Reports

Profits Swell At Standard Chartered In H1

Tom Burroughes Group Editor 4 August 2021

Profits Swell At Standard Chartered In H1

The banking group, which earns the bulk of its money in regions such as Asia, Africa and the Middle East, clocked up a broadly stronger set of financial results for the first six months of 2021.

Standard Chartered yesterday said that consumer, private and business banking pre-tax profit for the six months to 30 June surged by 42 per cent year-on-year to $1.821 billion. For the UK-listed banking group, underlying pre-tax profit was $2.682 billion, rising by 37 per cent.

Standard Chartered's Asia region accounted for by far the largest chunk of underlying pre-tax profit, at $2.239 billion (up 41 per cent), followed by Africa and the Middle East at $475 million (up 90 per cent), and Europe and the Americas at $337 million (down 5 per cent). 

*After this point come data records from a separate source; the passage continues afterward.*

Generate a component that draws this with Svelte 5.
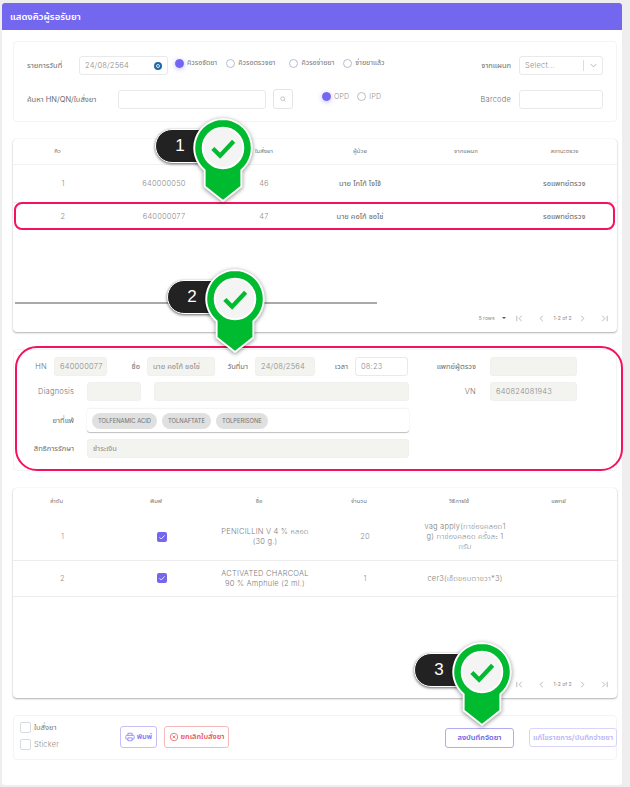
<script>
  const queue = [
    { no: 1, hn: '640000050', rx: 46, name: 'นาย โกโก้ โจโจ้', status: 'รอแพทย์ตรวจ' },
    { no: 2, hn: '640000077', rx: 47, name: 'นาย คอโก้ ชอโช่', status: 'รอแพทย์ตรวจ' }
  ];
  const queueCols = ['คิว', 'HN', 'ใบสั่งยา', 'ผู้ป่วย', 'จากแผนก', 'สถานะตรวจ'];
  const drugCols = ['ลำดับ', 'พิมพ์', 'ชื่อ', 'จำนวน', 'วิธีการใช้', 'แพทย์'];
  const drugs = [
    { no: 1, name: 'PENICILLIN V 4 % หลอด (30 g.)', qty: 20, use: 'vag apply(ทาช่องคลอด1 g) ทาช่องคลอด ครั้งละ 1 กรัม' },
    { no: 2, name: 'ACTIVATED CHARCOAL 90 % Amphule (2 ml.)', qty: 1, use: 'cer3(เช็ดขอบตาขวา*3)' }
  ];
  const allergies = ['TOLFENAMIC ACID', 'TOLNAFTATE', 'TOLPERISONE'];
  const markers = [
    { n: 1, cls: 'm1' },
    { n: 2, cls: 'm2' },
    { n: 3, cls: 'm3' }
  ];
</script>

{#snippet pager()}
  <div class="pager">
    <span>5 rows</span>
    <i class="caret"></i>
    <svg class="pg first" viewBox="0 0 10 10"><path d="M2 2v6M7.5 2 4.5 5l3 3" /></svg>
    <svg class="pg prev" viewBox="0 0 10 10"><path d="M6.5 2 3.5 5l3 3" /></svg>
    <span>1-2 of 2</span>
    <svg class="pg next" viewBox="0 0 10 10"><path d="M3.5 2l3 3-3 3" /></svg>
    <svg class="pg last" viewBox="0 0 10 10"><path d="M2.5 2l3 3-3 3M8 2v6" /></svg>
  </div>
{/snippet}

<div class="page">
  <div class="card">
    <div class="title">แสดงคิวผู้รอรับยา</div>

    <section class="box search">
      <div class="search-row">
        <span class="lb lb-date">รายการวันที่</span>
        <div class="inp date latin">24/08/2564<i class="cal"></i></div>
        <div class="radios first-radios">
          <span class="radio on"></span><span class="rt r1">คิวรอจัดยา</span>
          <span class="radio"></span><span class="rt r2">คิวรอตรวจยา</span>
          <span class="radio"></span><span class="rt r3">คิวรอจ่ายยา</span>
          <span class="radio"></span><span class="rt">จ่ายยาแล้ว</span>
        </div>
        <span class="lb right-lb">จากแผนก</span>
        <div class="inp select latin">
          <span>Select...</span>
          <span class="sel-end">
            <svg viewBox="0 0 10 10"><path d="M2 3.5 5 6.5l3-3" /></svg>
          </span>
        </div>
      </div>
      <div class="search-row second">
        <span class="lb lb-find">ค้นหา HN/QN/ใบสั่งยา</span>
        <div class="inp find"></div>
        <button class="find-btn">
          <svg viewBox="0 0 10 10"><circle cx="4.6" cy="4.6" r="2.4" /><path d="M6.4 6.4 8 8" /></svg>
        </button>
        <div class="radios second-radios">
          <span class="radio on"></span><span class="rt latin r4">OPD</span>
          <span class="radio"></span><span class="rt latin">IPD</span>
        </div>
        <span class="lb right-lb latin">Barcode</span>
        <div class="inp barcode"></div>
      </div>
    </section>

    <section class="tbl queue">
      <div class="row head">
        {#each queueCols as col}
          <div>{col}</div>
        {/each}
      </div>
      {#each queue as q}
        <div class="row body">
          <div class="latin idx">{q.no}</div>
          <div class="latin">{q.hn}</div>
          <div class="latin">{q.rx}</div>
          <div class="dark">{q.name}</div>
          <div></div>
          <div class="dark status">{q.status}</div>
        </div>
      {/each}
      <div class="grow"></div>
      <div class="scrollbar"></div>
      {@render pager()}
    </section>

    <section class="box detail">
      <div class="d-left">
        <div class="d-row">
          <span class="lb latin l-hn">HN</span>
          <div class="inp ro w-hn latin">640000077</div>
          <span class="lb l-name">ชื่อ</span>
          <div class="inp ro w-name">นาย คอโก้ ชอโช่</div>
          <span class="lb l-date">วันที่มา</span>
          <div class="inp ro w-date latin">24/08/2564</div>
          <span class="lb l-time">เวลา</span>
          <div class="inp w-time latin">08:23</div>
        </div>
        <div class="d-row">
          <span class="lb latin l-side">Diagnosis</span>
          <div class="inp ro w-diag"></div>
          <div class="inp ro w-diag2"></div>
        </div>
        <div class="d-row">
          <span class="lb l-side">ยาที่แพ้</span>
          <div class="chips">
            {#each allergies as a}
              <span class="chip">{a}</span>
            {/each}
          </div>
        </div>
        <div class="d-row">
          <span class="lb l-side">สิทธิการรักษา</span>
          <div class="inp ro w-right">ชำระเงิน</div>
        </div>
      </div>
      <div class="d-right">
        <div class="d-row">
          <span class="lb l-doc">แพทย์ผู้ตรวจ</span>
          <div class="inp ro w-doc"></div>
        </div>
        <div class="d-row">
          <span class="lb latin l-doc">VN</span>
          <div class="inp ro w-doc latin">640824081943</div>
        </div>
      </div>
    </section>

    <section class="tbl drugs">
      <div class="row head">
        {#each drugCols as col}
          <div>{col}</div>
        {/each}
      </div>
      {#each drugs as d}
        <div class="row body">
          <div class="latin">{d.no}</div>
          <div>
            <span class="tick">
              <svg viewBox="0 0 10 10"><path d="M2.4 5.2 4.2 7l3.4-3.6" /></svg>
            </span>
          </div>
          <div class="wrap">{d.name}</div>
          <div class="latin">{d.qty}</div>
          <div class="wrap">{d.use}</div>
          <div></div>
        </div>
      {/each}
      <div class="grow"></div>
      {@render pager()}
    </section>

    <section class="box actions">
      <div class="checks">
        <label><span class="cb"></span>ใบสั่งยา</label>
        <label><span class="cb"></span><span class="latin">Sticker</span></label>
      </div>
      <button class="btn print">
        <svg viewBox="0 0 12 12"><path d="M3.5 4V1.5h5V4M3.5 8.5H2A1 1 0 0 1 1 7.5V5a1 1 0 0 1 1-1h8a1 1 0 0 1 1 1v2.500a1 1 0 0 1-1 1H8.500M3.500 7h5v3.500h-5z" /></svg>
        พิมพ์
      </button>
      <button class="btn cancel">
        <svg viewBox="0 0 12 12"><circle cx="6" cy="6" r="4.500" /><path d="M4.300 4.300l3.400 3.400M7.700 4.300l-3.400 3.400" /></svg>
        ยกเลิกใบสั่งยา
      </button>
      <button class="btn save">ลงบันทึกจัดยา</button>
      <button class="btn edit">แก้ไขรายการ/บันทึกจ่ายยา</button>
    </section>
  </div>

  <!-- annotations drawn over the screenshot -->
  <div class="hl hl-row"></div>
  <div class="hl hl-detail"></div>
  {#each markers as m}
    <div class="marker {m.cls}">
      <div class="pill">{m.n}</div>
      <svg class="pin" viewBox="0 0 64 90">
        <path d="M32 2a30 30 0 0 1 19 53v17L32 87 13 72V55A30 30 0 0 1 32 2z" fill="#00bb2f" stroke="#fff" stroke-width="2" />
        <circle cx="32" cy="32" r="21" fill="#f4f4f4" stroke="#fff" stroke-width="2" />
        <path d="M21.500 32.500 29 40l14-15" fill="none" stroke="#00bb2f" stroke-width="4.500" />
      </svg>
    </div>
  {/each}
</div>

<style>
  :global(body) {
    margin: 0;
    background: #eeeeee;
  }

  .page {
    position: relative;
    width: 630px;
    height: 787px;
    overflow: hidden;
    font-family: Inter, "Noto Sans", "Noto Sans Thai", "DejaVu Sans", sans-serif;
    font-size: 7.500px;
    color: #777;
  }

  .card {
    margin: 3px 8px 0 2px;
    height: 782px;
    background: #fff;
    border-radius: 3px;
    padding: 0 5px 0 11px;
    box-sizing: border-box;
    display: flex;
    flex-direction: column;
  }

  .title {
    margin: 0 -5px 0 -11px;
    height: 27px;
    padding-left: 8px;
    display: flex;
    align-items: center;
    background: #7367f0;
    color: #fff;
    font-size: 9.500px;
    font-weight: 600;
    border-radius: 3px 3px 0 0;
  }

  .box {
    border: 1px solid #f4f4f4;
    border-radius: 4px;
    box-sizing: border-box;
  }

  .latin {
    font-weight: 300;
    letter-spacing: 0.2px;
    color: #8f8f8f;
  }

  .lb {
    flex: none;
    color: #6e6e6e;
  }

  .inp {
    flex: none;
    box-sizing: border-box;
    height: 19px;
    padding: 0 5px;
    display: flex;
    align-items: center;
    background: #fff;
    border: 1px solid #e9e9ec;
    border-radius: 3px;
    color: #8c8c8c;
  }

  .ro {
    background: #f3f3f0;
    border-color: #f0f0ee;
  }

  /* search box */
  .search {
    margin-top: 11px;
    height: 81px;
    padding: 14px 13px 0 13px;
  }

  .search-row {
    display: flex;
    align-items: center;
  }

  .second {
    margin-top: 14px;
  }

  .lb-date {
    width: 52px;
  }

  .date {
    width: 89px;
    justify-content: space-between;
  }

  .cal {
    width: 8px;
    height: 8px;
    border-radius: 50%;
    background: #1f6aa5;
    border: 2px solid #1f6aa5;
    box-sizing: border-box;
    box-shadow: inset 0 0 0 1px #fff;
  }

  .radios {
    display: flex;
    align-items: center;
    margin-top: -5px;
  }

  .first-radios {
    margin-left: 7px;
  }

  .second-radios {
    margin-left: 29px;
    margin-top: -6px;
  }

  .radio {
    flex: none;
    width: 9px;
    height: 9px;
    box-sizing: border-box;
    border: 1px solid #b6bec9;
    border-radius: 50%;
    margin-right: 3px;
  }

  .radio.on {
    background: #7367f0;
    border-color: #7367f0;
    box-shadow: 0 1px 5px rgba(115, 103, 240, 0.45);
  }

  .rt {
    font-size: 7px;
    margin-right: 6px;
  }

  .r1 {
    margin-right: 9px;
  }

  .r2 {
    margin-right: 14px;
  }

  .r3 {
    margin-right: 9px;
  }

  .r4 {
    margin-right: 8px;
  }

  .right-lb {
    width: 83px;
    text-align: right;
    margin-right: 8px;
    margin-left: auto;
  }

  .select {
    width: 84px;
    justify-content: space-between;
    padding-right: 0;
  }

  .sel-end {
    display: flex;
    align-items: center;
    justify-content: center;
    width: 18px;
    height: 11px;
    border-left: 1px solid #ddd;
  }

  .sel-end svg {
    width: 9px;
    height: 9px;
    fill: none;
    stroke: #aaa;
  }

  .barcode {
    width: 84px;
  }

  .lb-find {
    width: 91px;
  }

  .find {
    width: 148px;
  }

  .find-btn {
    flex: none;
    margin-left: 7px;
    width: 20px;
    height: 20px;
    padding: 0;
    display: flex;
    align-items: center;
    justify-content: center;
    background: #fff;
    border: 1px solid #e4e4e4;
    border-radius: 3px;
  }

  .find-btn svg {
    width: 8px;
    height: 8px;
    fill: none;
    stroke: #aaa;
    stroke-width: 0.8;
  }

  /* tables */
  .tbl {
    display: flex;
    flex-direction: column;
    border-radius: 4px;
    background: #fff;
    box-shadow: 0 1px 2px rgba(0, 0, 0, 0.3), 0 0 1px rgba(0, 0, 0, 0.12);
  }

  .row {
    display: grid;
    align-items: center;
    text-align: center;
    border-bottom: 1px solid #ececec;
    box-sizing: border-box;
  }

  .queue {
    margin-top: 17px;
    height: 193px;
  }

  .queue .row {
    grid-template-columns: 89px 124px 76px 116px 96px 101px;
  }

  .queue .head {
    height: 26px;
    font-size: 6px;
    border-bottom-color: #f2f2f2;
  }

  .queue .body {
    height: 38px;
  }

  .queue .body + .body {
    height: 26px;
    margin-bottom: 9px;
    border-bottom: 0;
  }

  .idx {
    padding-left: 11px;
  }

  .dark {
    color: #666;
  }

  .status {
    text-align: left;
    padding-left: 29px;
  }

  .grow {
    flex: 1;
  }

  .scrollbar {
    width: 362px;
    height: 2px;
    margin-left: 2px;
    background: #a9a9a9;
  }

  .pager {
    flex: none;
    height: 28px;
    display: flex;
    align-items: center;
    justify-content: flex-end;
    padding-right: 8px;
    font-size: 5px;
    color: #888;
  }

  .caret {
    width: 0;
    height: 0;
    margin: 0 9px 0 7.500px;
    border: 2.500px solid transparent;
    border-top-color: #555;
    border-bottom: 0;
  }

  .pg {
    width: 9px;
    height: 9px;
    fill: none;
    stroke: #aaa;
    stroke-width: 0.9;
  }

  .first {
    margin-right: 13px;
  }

  .prev {
    margin-right: 7.500px;
  }

  .next {
    margin: 0 13px 0 6.500px;
  }

  /* detail */
  .detail {
    margin-top: 17px;
    height: 122px;
    display: flex;
    padding-top: 7px;
  }

  .d-left {
    width: 396px;
    flex: none;
  }

  .d-row {
    display: flex;
    align-items: center;
    margin-bottom: 6px;
  }

  .d-left .d-row:nth-child(n + 2) {
    margin-bottom: 7px;
  }

  .d-row > .lb {
    text-align: right;
    margin-right: 7px;
  }

  .l-hn { width: 33px; }
  .w-hn { width: 53px; }
  .l-name { width: 33px; }
  .w-name { width: 68px; }
  .l-date { width: 33px; }
  .w-date { width: 60px; }
  .l-time { width: 33px; margin-right: 7px; }
  .w-time { width: 53px; }

  .d-row > .l-side {
    width: 60px;
    margin-right: 13px;
  }

  .w-diag { width: 54px; margin-right: 13px; }
  .w-diag2 { width: 255px; }
  .w-right { width: 322px; }

  .chips {
    width: 322px;
    height: 24px;
    box-sizing: border-box;
    padding: 0 5px;
    display: flex;
    align-items: center;
    gap: 5px;
    border-radius: 3px;
    border-top: 1px solid #f4f4f4;
    box-shadow: 0 1px 1px rgba(0, 0, 0, 0.25), 0 0 1px rgba(0, 0, 0, 0.08);
  }

  .chip {
    height: 16px;
    padding: 0 6px;
    display: flex;
    align-items: center;
    border-radius: 8px;
    background: #e0e0e0;
    font-size: 5.800px;
    color: #707070;
  }

  .d-right {
    padding-left: 22px;
  }

  .d-row > .l-doc {
    width: 44px;
    margin-right: 14px;
    white-space: nowrap;
  }

  .w-doc { width: 87px; }

  /* drug table */
  .drugs {
    margin-top: 17px;
    height: 210px;
  }

  .drugs .row {
    grid-template-columns: 99px 100px 106px 94px 106px 93px;
  }

  .drugs .head {
    height: 26px;
    font-size: 6px;
    border-bottom: 0;
  }

  .drugs .head > div {
    padding-right: 12px;
  }

  .drugs .body {
    height: 47px;
    line-height: 10px;
  }

  .drugs .body + .body {
    height: 36px;
  }

  .wrap {
    padding: 0 9px;
    font-weight: 300;
    letter-spacing: 0.2px;
    color: #7c7c7c;
  }

  .tick {
    display: inline-flex;
    width: 10px;
    height: 10px;
    background: #7367f0;
    border-radius: 2px;
    vertical-align: middle;
  }

  .tick svg {
    fill: none;
    stroke: #fff;
    stroke-width: 0.8;
  }

  /* actions */
  .actions {
    margin-top: 17px;
    height: 45px;
    display: flex;
    align-items: center;
    padding-left: 6px;
  }

  .checks {
    width: 100px;
    margin-top: -3px;
    display: flex;
    flex-direction: column;
    gap: 6px;
  }

  .checks label {
    display: flex;
    align-items: center;
    gap: 3px;
    height: 11px;
  }

  .cb {
    width: 11px;
    height: 11px;
    box-sizing: border-box;
    border: 1.500px solid #d5dbe1;
    border-radius: 2px;
  }

  .btn {
    display: flex;
    align-items: center;
    justify-content: center;
    gap: 2px;
    padding: 0;
    height: 22px;
    box-sizing: border-box;
    background: #fff;
    border: 1px solid #c5c0fa;
    border-radius: 3px;
    color: #7f75f1;
    font: inherit;
    font-weight: 600;
  }

  .print {
    width: 37px;
    margin: -2px 7px 0 0;
  }

  .print svg,
  .cancel svg {
    width: 10px;
    height: 10px;
    fill: none;
    stroke: currentColor;
    stroke-width: 0.9;
  }

  .cancel {
    width: 65px;
    margin-top: -2px;
    color: #ea5455;
    border-color: #f6b9b9;
  }

  .save {
    width: 69px;
    height: 20px;
    margin-left: auto;
    color: #6a60e4;
    border-color: #b1abf6;
  }

  .edit {
    width: 88px;
    height: 19px;
    margin: 0 -1px 0 15px;
    color: #b9b4f7;
    border-color: #d8d5fb;
  }

  /* annotation overlays */
  .hl {
    position: absolute;
    box-sizing: border-box;
    border: 2px solid #f5115e;
    pointer-events: none;
  }

  .hl-row {
    left: 14px;
    top: 202px;
    width: 601px;
    height: 28px;
    border-radius: 8px;
  }

  .hl-detail {
    left: 15px;
    top: 346px;
    width: 608px;
    height: 125px;
    border-radius: 22px;
  }

  .marker {
    position: absolute;
    width: 110px;
    height: 90px;
  }

  .m1 { left: 155px; top: 115px; }
  .m2 { left: 167px; top: 266px; }
  .m3 { left: 414px; top: 639px; }

  .pill {
    position: absolute;
    left: 0;
    top: 14px;
    width: 60px;
    height: 34px;
    padding-right: 10px;
    box-sizing: border-box;
    display: flex;
    align-items: center;
    justify-content: center;
    background: #222;
    border: 1px solid #fff;
    border-radius: 17px;
    color: #fff;
    font-family: "Liberation Sans", sans-serif;
    font-size: 17px;
    box-shadow: 0 1px 3px rgba(0, 0, 0, 0.6);
  }

  .pin {
    position: absolute;
    left: 37px;
    top: 2px;
    width: 62px;
    height: 87px;
    filter: drop-shadow(0 1px 2px rgba(0, 0, 0, 0.45));
  }
</style>
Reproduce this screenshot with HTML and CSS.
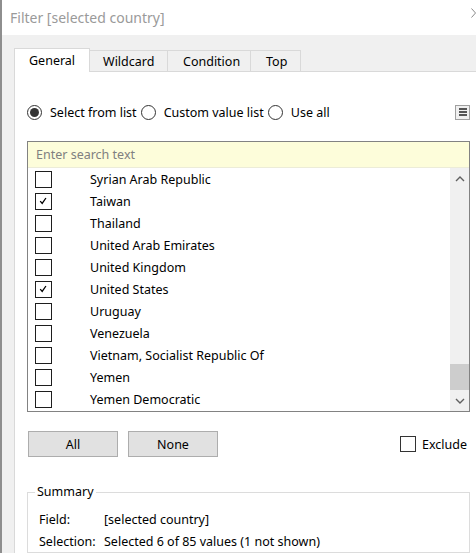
FILE: index.html
```html
<!DOCTYPE html>
<html>
<head>
<meta charset="utf-8">
<link rel="stylesheet" href="styles.css">
</head>
<body>
<div class="window">
  <div class="edge"></div>
  <div class="frame">
    <div class="titlebar">
      <span class="title">Filter [selected country]</span>
      <svg class="close" width="5" height="10" viewBox="0 0 5 10"><path d="M0.5 0.5 L4.5 5 L0.5 9.5" fill="none" stroke="#8a8a8a" stroke-width="1"/></svg>
    </div>
    <div class="content">
      <div class="tabs">
        <div class="tab tab-general active">General</div>
        <div class="tab tab-wildcard">Wildcard</div>
        <div class="tab tab-condition">Condition</div>
        <div class="tab tab-top">Top</div>
      </div>
      <div class="panel">
        <div class="radio-row">
          <span class="radio checked"></span><span class="radio-label">Select from list</span>
          <span class="radio"></span><span class="radio-label">Custom value list</span>
          <span class="radio"></span><span class="radio-label">Use all</span>
          <span class="menu-btn"><i></i><i></i><i></i></span>
        </div>
        <div class="listbox">
          <div class="search">Enter search text</div>
          <div class="list">
            <div class="rows">
              <div class="row"><span class="cb"></span><span class="name">Syrian Arab Republic</span></div>
              <div class="row"><span class="cb"><svg width="16" height="16" viewBox="0 0 16 16"><path d="M4.5 8.2 L6.6 10.6 L10.6 4.8" fill="none" stroke="#000" stroke-width="1.4"/></svg></span><span class="name">Taiwan</span></div>
              <div class="row"><span class="cb"></span><span class="name">Thailand</span></div>
              <div class="row"><span class="cb"></span><span class="name">United Arab Emirates</span></div>
              <div class="row"><span class="cb"></span><span class="name">United Kingdom</span></div>
              <div class="row"><span class="cb"><svg width="16" height="16" viewBox="0 0 16 16"><path d="M4.5 8.2 L6.6 10.6 L10.6 4.8" fill="none" stroke="#000" stroke-width="1.4"/></svg></span><span class="name">United States</span></div>
              <div class="row"><span class="cb"></span><span class="name">Uruguay</span></div>
              <div class="row"><span class="cb"></span><span class="name">Venezuela</span></div>
              <div class="row"><span class="cb"></span><span class="name">Vietnam, Socialist Republic Of</span></div>
              <div class="row"><span class="cb"></span><span class="name">Yemen</span></div>
              <div class="row"><span class="cb"></span><span class="name">Yemen Democratic</span></div>
            </div>
            <div class="scrollbar">
              <div class="sb-btn sb-up"><svg width="10" height="6" viewBox="0 0 10 6"><path d="M1 5 L5 1 L9 5" fill="none" stroke="#606060" stroke-width="1.4"/></svg></div>
              <div class="sb-track"></div>
              <div class="sb-thumb"></div>
              <div class="sb-btn sb-down"><svg width="10" height="6" viewBox="0 0 10 6"><path d="M1 1 L5 5 L9 1" fill="none" stroke="#606060" stroke-width="1.4"/></svg></div>
            </div>
          </div>
        </div>
        <div class="button-row">
          <button class="btn">All</button>
          <button class="btn">None</button>
          <span class="exclude"><span class="cb cb-small"></span><span>Exclude</span></span>
        </div>
        <fieldset class="summary">
          <legend>Summary</legend>
          <div class="sum-row"><span class="sum-label">Field:</span><span>[selected country]</span></div>
          <div class="sum-row"><span class="sum-label">Selection:</span><span>Selected 6 of 85 values (1 not shown)</span></div>
        </fieldset>
      </div>
    </div>
  </div>
</div>
</body>
</html>
```
FILE: styles.css
```css
* { box-sizing: border-box; }
html, body { margin: 0; padding: 0; }
body {
  width: 476px;
  height: 553px;
  overflow: hidden;
  font-family: "Noto Sans", "Open Sans", sans-serif;
  font-size: 12.5px;
  color: #000;
  background: #f0f0f0;
}
.window { display: flex; height: 553px; }
.edge { width: 2px; flex: none; background: #8e8e8e; }
.frame { flex: 1; display: flex; flex-direction: column; min-width: 0; }
.titlebar {
  height: 35px;
  flex: none;
  background: #fff;
  display: flex;
  align-items: center;
  padding-left: 8px;
}
.title { font-size: 14px; color: #9a9a9a; }
.close { margin-left: auto; margin-top: -10px; }
.content {
  flex: 1;
  display: flex;
  flex-direction: column;
  padding: 13px 0 0 12px;
  min-height: 0;
}
.tabs {
  display: flex;
  align-items: flex-end;
  height: 24px;
  flex: none;
  margin-bottom: -1px;
  position: relative;
  z-index: 1;
}
.tab {
  height: 21px;
  margin-bottom: 1px;
  border: 1px solid #d9d9d9;
  border-bottom: none;
  background: #f0f0f0;
  display: flex;
  align-items: center;
  padding-left: 13px;
  margin-left: -1px;
}
.tab.active {
  height: 24px;
  margin-bottom: 0;
  margin-left: 0;
  background: #fff;
  padding-left: 14px;
  padding-bottom: 1px;
}
.tab-general { width: 76px; }
.tab-wildcard { width: 79px; }
.tab-condition { width: 84px; padding-left: 15px; }
.tab-top { width: 51px; padding-left: 15px; }
.panel {
  flex: 1;
  background: #fff;
  border-top: 1px solid #d9d9d9;
  border-left: 1px solid #d9d9d9;
  padding: 0 6px 0 12px;
  display: flex;
  flex-direction: column;
}
.radio-row {
  margin-top: 32px;
  height: 16px;
  display: flex;
  align-items: center;
}
.radio {
  width: 15px;
  height: 15px;
  border: 1px solid #333;
  border-radius: 50%;
  flex: none;
  display: flex;
  align-items: center;
  justify-content: center;
}
.radio.checked::after {
  content: "";
  width: 9px;
  height: 9px;
  border-radius: 50%;
  background: #333;
}
.radio-label { margin-left: 8px; margin-right: 4px; }
.menu-btn {
  margin-left: auto;
  width: 15px;
  height: 15px;
  border: 1px solid #a0a0a0;
  background: #f0f0f0;
  display: flex;
  flex-direction: column;
  align-items: center;
  justify-content: center;
  gap: 1px;
}
.menu-btn i { display: block; width: 8px; height: 2px; background: #555; }
.listbox {
  margin-top: 21px;
  border: 1px solid #828282;
  display: flex;
  flex-direction: column;
}
.search {
  height: 26px;
  background: #fdfdda;
  border-bottom: 1px solid #ececd8;
  color: #808080;
  padding-left: 8px;
  display: flex;
  align-items: center;
}
.list { display: flex; height: 243px; }
.rows { flex: 1; display: flex; flex-direction: column; }
.row { height: 22px; display: flex; align-items: center; }
.cb {
  width: 17px;
  height: 17px;
  border: 1px solid #1e1e1e;
  background: #fff;
  margin-left: 7px;
  flex: none;
  display: flex;
  align-items: center;
  justify-content: center;
}
.cb svg { display: block; }
.name { margin-left: 38px; }
.scrollbar {
  width: 19px;
  background: #f0f0f0;
  display: flex;
  flex-direction: column;
}
.sb-btn { display: flex; align-items: center; justify-content: center; }
.sb-up { height: 22px; }
.sb-track { flex: 1; }
.sb-thumb { height: 26px; background: #cdcdcd; }
.sb-down { height: 21px; }
.button-row {
  margin-top: 19px;
  display: flex;
  align-items: center;
  height: 26px;
  padding-left: 1px;
}
.btn {
  width: 90px;
  height: 26px;
  margin-right: 10px;
  background: #e1e1e1;
  border: 1px solid #adadad;
  font-family: inherit;
  font-size: 12.5px;
  color: #000;
  padding: 0;
}
.exclude { margin-left: auto; display: flex; align-items: center; padding-right: 3px; }
.cb-small { width: 16px; height: 16px; margin-left: 0; margin-right: 6px; border-color: #333; }
.summary {
  margin: 27px 0 0 0;
  border: 1px solid #dcdcdc;
  padding: 8px 6px 0 11px;
  min-width: 0;
  flex: 1;
}
.summary legend { padding: 0 2px; margin-left: -4px; line-height: 16px; }
.sum-row { height: 22px; display: flex; align-items: center; }
.sum-label { width: 65px; flex: none; }
```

Talking about its wealth management business, the bank said, without giving specific financial figures: “Wealth management delivered a record performance in H1 2021, with income up 23 per cent. There was a particularly strong sales performance in FX [foreign exchange], equities and structured notes with our digital investments supporting strong net new sales and assets under management growth, with income excluding bancassurance up 27 per cent.”

Bancassurance income, which year-to-date is just under a quarter of total wealth management income, was 12 per cent higher reflecting earlier recognition of an annual bancassurance bonus, it said.

On an underlying basis, profit attributable to ordinary shareholders was $1.826 billion in the first six months of 2021, rising by 60 per cent on a year ago. Credit impairments of $1.556 billion a year ago swung into a net release of $47 million in H1 2021, reflecting improved financial conditions and the waning of the COVID-19 crisis. “Excluding the impact of any unforeseeable events, we expect credit impairment to remain low for the remainder of the year,” the bank said. 

Costs rose 8 per cent year-on-year to $5.1 billion, mainly caused by “normalisation of performance-related pay” and investment in transformational digital initiatives, Standard Chartered said.